I just went back to the original internal design doc around sticky=true and can't find the reasoning behind that, only that the features were intentionally exclusive. Let me go back to the team and chat with them about the "why?" of that. I could see it being helpful to have both in the use case you've described here.

tgross avatar Dec 02 '25 15:12 tgross

Ok, I had a chat with my colleague @pkazmierczak and here's where we landed. The reason that per_alloc wasn't originally intended for DHV is because in CSI the volume.source refers to the volume ID and not the volume name. The ID is unique per namespace, whereas the volume name is not. In DHV, the volume.source refers to the volume name because we needed that for backwards compatibility with static host volumes and because otherwise you'd need to refer to the UUID in the jobspec, which wouldn't work for group.count > 1.
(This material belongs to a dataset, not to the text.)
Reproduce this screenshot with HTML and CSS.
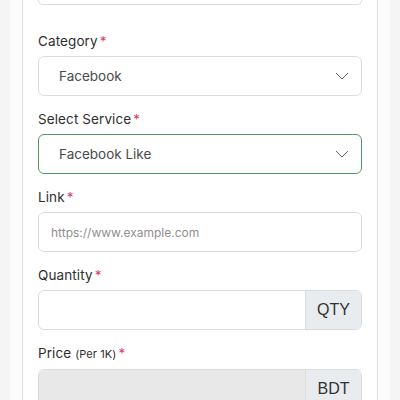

But DHV does support per_alloc explicitly in the scheduler code. The problem is that it imposes a requirement on you, the user, to ensure that the volume name is unique across the cluster. Ex. in your original example jobspec if you have two volumes named example[2] on different nodes, then there's nothing making the association to a specific volume "sticky" to one or the other.

That being said, there's nothing we can easily see making it impossible to have both per_alloc and sticky on the same DHV, other than the validation we currently have. It would be nice to have this because that would make it safer to use without worrying about volume name collisions. We want to make sure we've verified that's actually safe before removing that check though.

So here's what we're going to do:

  • We're going to update the documentation to make the implicit requirements for using DHV with per_alloc clear, and also make that documentation clear that it's not a requirement.
  • We're going to re-title this issue (again!) to make this "allow per_alloc and sticky on the same volume request"

Thanks for your patience here @inahga! It really helps us to be able to talk through these use cases!

tgross avatar Dec 02 '25 16:12 tgross

Docs PR: https://github.com/hashicorp/web-unified-docs/pull/1426

tgross avatar Dec 02 '25 16:12 tgross

That sounds good. Thanks for working through this!

inahga avatar Dec 02 '25 16:12 inahga